Nowadays, spoiled brats in Denmark reportedly get to celebrate not just Halloween but also a rather similar event named Fastelavn which happens sometime around February. When I lived back in the old country, there was only the traditional Danish event--but that was bad enough. Children get to dress up in obnoxious costumes. Historically, this day was apparently related to the onset of the fasting period,but you would not know it from the words coming out of the bratty mouths that day. Children get a collection of special branches--albeit not quite in the league of Singaporean canes--with which they are allowed to "whip" their poor parents out of bed. In an impudent jingle, they sing out "If I don't get any biscuits, I am going to wreak havoc!" The biscuits, here, refer to special biscuits similar to American raisin rolls. Despite these misdeeds, the children are not sent to bed without dessert or even denied television privileges. They weren't even in the old days. Well, at least they do not need to come knocking on people's doors, disturbing poor innocent neighbors. They are given candy on their canes.

Anyway, when I first came to the United States, I heard of children's Halloween extortion techniques before I saw the term written, so at first I thought the practice was known as "trigger" treating. After all, a lot of children's costumes included toy guns and other intimidating devices, so the idea sounded logical.

If you prefer not be to be disturbed in the future--or if you believe that limited exposure to candy will help build character--you may want to hand out homework assignments rather than candy this year. Children may not remember to do their chores or homework on a daily basis, but the experience of being assigned additional work may be traumatizing enough for the brats to drill into their not particularly pure minds the importance of skipping your home next year.

Well, at least my nephew Thomas--who is really into costumes--will enjoy Halloween. He apparently added a number of new costumes to his already abundant stash several months ago in anticipation of today's event. He may deserve the treat since he is rarely, if ever, sent to the Principal's office. In fact, my sister and brother-in-law don't usually do not have to struggle with the question of whether to chew him out since he reportedly rarely, if ever, misbehaves. Apparently, he actually does his homework without having to be threatened with loss of computer time. Actually, Thomas probably won't be all that aggressive in extorting candy since his grandmother will almost certainly give him all the candy he wants anyway, so he probably won't be that much of a pest to the neighborhood. I wish I could say the same of other children.

Friday, October 17, 2008

News?

CNN today reported that a man had put dog excrement on his neighbor's truck. I realize that this may be sensational, but is it really news?

Suppose that, around the world, 200,000,000 live in such surroundings that, realistically, they might have a neighbor who could have a truck. Then assume that one out of every thousand of these people might be a whacko who might do something--if not the exact same thing--of equal disgustitude once in their lifetime. If these whackos each live an average of 70 years, they will live an average of 27,920.5 days (including the added days provided by leap years).

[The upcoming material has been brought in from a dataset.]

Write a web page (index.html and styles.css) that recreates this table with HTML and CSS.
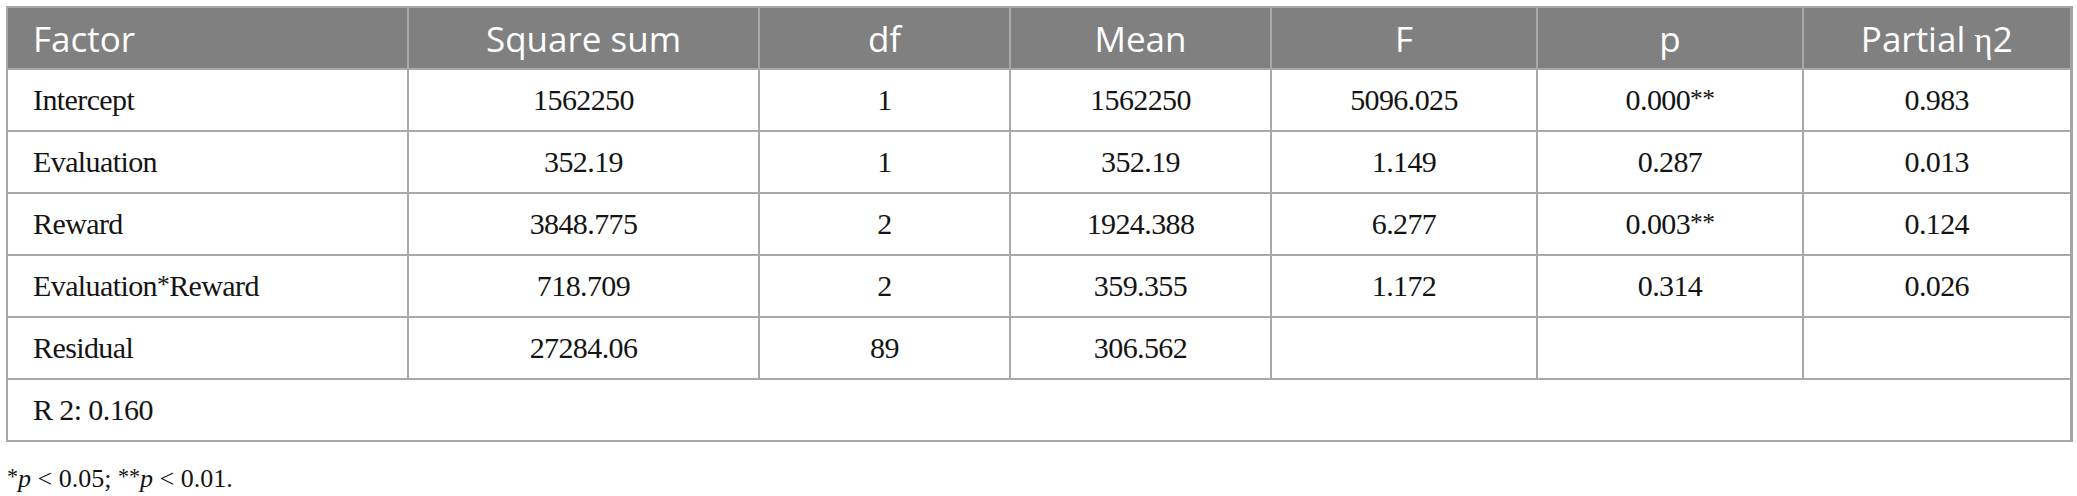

Now, dividing the 200,000,000 population by the whacko factor of 1,000, we get 200,000 "critical" whackos. Dividing that number by their average lifespan in days, we get an estimae that 200,000/27920.5 = 73.01 events like this would happen every day.

My assumptions might be a little off, but even if I am off by a factor of 10, would something that happens 7.3 times per day be "news?"

Tuesday, September 23, 2008

My Very Excellent Mother Just Served Us ... NOTHING?

The very rotten psychopaths who want to de-planetize Pluto are really sending our school children a very demoralizing message! As I have remarked before, with Pluto being by far the most eccentric of the nine original planets--original since 1930 anyway--this is really a thinly veiled sligh at eccentrics.

Monday, September 22, 2008

Brain washing poor school children

My sister related how my poor nephew, Thomas (who recently turned five) came home and insisted indignantly that Pluto is no longer a planet. How can the schools feed the poor children such garbage? It is grossly unjust that today's school children have become the unwilling pawns in the battle between the rotten psychopaths who wanted to demote Pluto and the forces of good fighting this injustice. Why should a pathetic body like Mercury--which has no moons--be considered a planet and without granting at least the same status to Pluto which has at least three moons?

Friday, August 22, 2008

Surfing the friendly skies becomes expensive

Apparently, many airlines have begun to charge surfers who bring along their boards $300 each way for each board. Apparently, some surfers bring as many as four boards, for a total of $2,400 for the trip. Despite a protest petition signed by 14,000 surfers, British Airways has banned surfboards entirely. I wonder how long it will be before we see T-shirts with the indignant message that "Surfing is not a crime!"

Saturday, August 02, 2008

Intriguiging word choice

A Time Magazine review states: "[T]he Tumi people did their best to make the Frequent Traveler look good — it's covered in the company's signature 'ballistic nylon,' which at least sounds cool—what makes this the damn-near-perfect carry-on is it's aggressive practicality." I love the anthropomorphism!

The downside is that the MSRP for this highly touted product is $549.00.